Survival nomograms integrate various demographic, serological, and pathological features to comprehensively assess patient prognosis. In this study, we employed LASSO regression analysis to select meaningful prognostic features and ultimately identified seven prognostic factors using Cox regression analysis. Based on these features, we constructed survival nomograms to predict the 1 to 5-year RFS and OS in CRC patients. These nomograms demonstrated favourable discrimination and calibration values. Compared with the traditional TNM staging system, these prognostic nomograms exhibited superior resolution and accuracy in predicting RFS and OS in CRC patients. These newly proposed prognostic models can assist clinicians to better quantify the risk of adverse prognosis in CRC patients, thereby providing guidance for individualised treatment strategies.

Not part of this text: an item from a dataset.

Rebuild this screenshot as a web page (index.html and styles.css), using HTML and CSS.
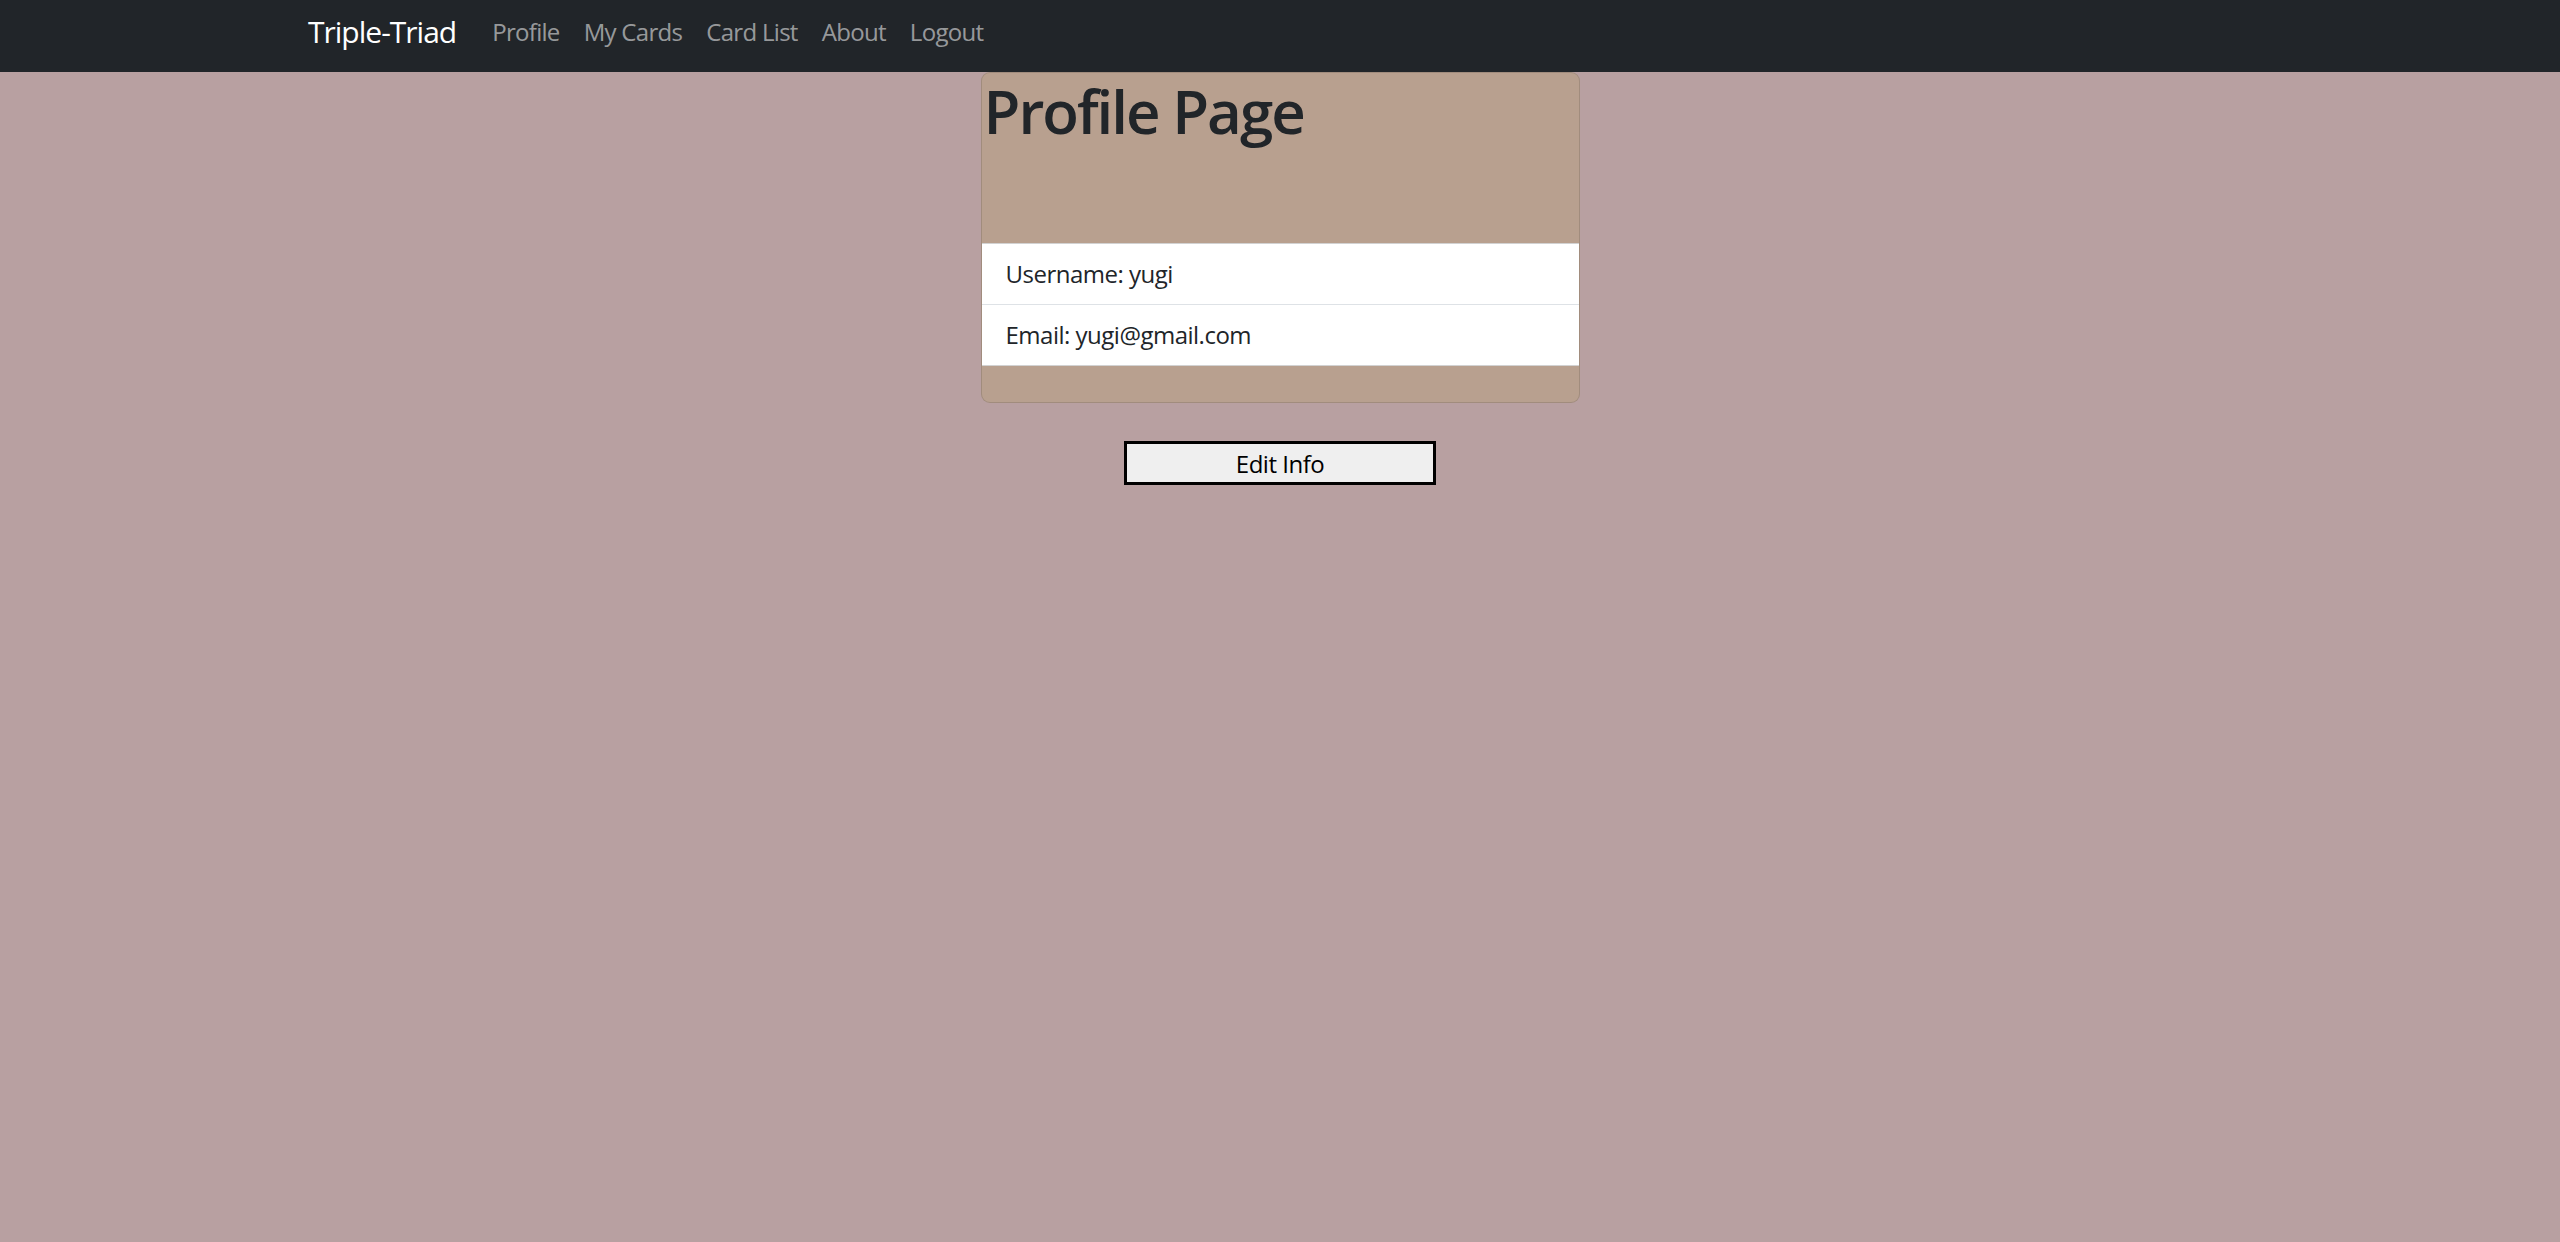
FILE: index.html
```html
<!DOCTYPE html>
<html lang="en">
<head>
<meta charset="utf-8">
<title>Triple-Triad</title>
<link rel="stylesheet" href="styles.css">
</head>
<body>
<nav class="navbar">
  <div class="nav-container">
    <a class="brand" href="#">Triple-Triad</a>
    <ul class="nav-links">
      <li><a href="#">Profile</a></li>
      <li><a href="#">My Cards</a></li>
      <li><a href="#">Card List</a></li>
      <li><a href="#">About</a></li>
      <li><a href="#">Logout</a></li>
    </ul>
  </div>
</nav>
<main class="main">
  <section class="card">
    <div class="card-top">
      <h1 class="title">Profile Page</h1>
    </div>
    <ul class="list">
      <li class="list-item">Username: yugi</li>
      <li class="list-item">Email: yugi@gmail.com</li>
    </ul>
    <div class="card-bottom"></div>
  </section>
  <button class="edit-btn" type="button">Edit Info</button>
</main>
</body>
</html>
```

FILE: styles.css
```css
* { box-sizing: border-box; }

html, body {
  margin: 0;
  padding: 0;
}

body {
  background: #b8a0a1;
  font-family: "Open Sans", "Noto Sans", "Liberation Sans", sans-serif;
  color: #212529;
  min-height: 1242px;
}

.navbar {
  background: #212529;
  height: 72px;
  display: flex;
  align-items: center;
  padding-bottom: 9px;
}

.nav-container {
  width: 1980px;
  margin: 0 auto;
  padding: 0 18px;
  display: flex;
  align-items: center;
}

.brand {
  color: #ffffff;
  text-decoration: none;
  font-size: 30px;
  margin-right: 24px;
  letter-spacing: -1px;
}

.nav-links {
  list-style: none;
  margin: 0;
  padding: 0;
  display: flex;
}

.nav-links a {
  display: block;
  padding: 0 12px;
  color: rgba(255, 255, 255, 0.55);
  text-decoration: none;
  font-size: 24px;
  letter-spacing: -0.7px;
}

.main {
  display: flex;
  flex-direction: column;
  align-items: center;
}

.card {
  width: 599px;
  background: #b8a08f;
  border: 1px solid rgba(0, 0, 0, 0.12);
  border-radius: 9px;
}

.card-top {
  height: 170px;
  padding-top: 2px;
}

.title {
  margin: 0;
  font-size: 60px;
  font-weight: 600;
  line-height: 72px;
  letter-spacing: -2px;
  padding-left: 2px;
}

.list {
  list-style: none;
  margin: 0;
  padding: 0;
  background: #ffffff;
  border-top: 1px solid rgba(0, 0, 0, 0.175);
  border-bottom: 1px solid rgba(0, 0, 0, 0.175);
}

.list-item {
  padding: 12px 24px;
  font-size: 24px;
  line-height: 36px;
  letter-spacing: -0.5px;
}

.list-item + .list-item {
  border-top: 1px solid #dee2e6;
}

.card-bottom {
  height: 36px;
}

.edit-btn {
  margin-top: 38px;
  width: 312px;
  height: 44px;
  background: #efefef;
  border: 3px solid #000000;
  font-family: inherit;
  font-size: 24px;
  color: #000000;
  padding: 0;
  letter-spacing: -0.5px;
}
```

Our study had several limitations. Due to the retrospective nature of this study, we did not perform a sample size calculation, which is a limitation. However, we would like to highlight several strengths of our study, including a large sample size (1272 CRC patients), comprehensive collection of clinical and pathological data, and a long follow-up period (61.0 months). Furthermore, we explored multiple outcomes such as RFS and OS, and accounted for various confounding factors in the multivariable analysis. These considerations contribute to the robustness and reliability of our findings. Second, because of the nature of our study design, we could only observe the relationship between plasma HCY levels and CRC patient prognosis at a single time point and lacked continuous HCY level monitoring data. Finally, the prognostic nomogram proposed in our study can be widely applied in clinical practice only after external validation through large-scale, multicentre, prospective research.

Conclusions

The findings of this study indicate that elevated levels of HCY are independent risk factors for adverse RFS and OS in CRC patients. In the prognostic assessment of CRC patients, HCY levels can provide valuable supplementary information regarding CEA levels and pathological staging. Prognostic models based on HCY levels are effective tools for the comprehensive evaluation of prognosis in CRC patients but require further external validation by additional cohorts.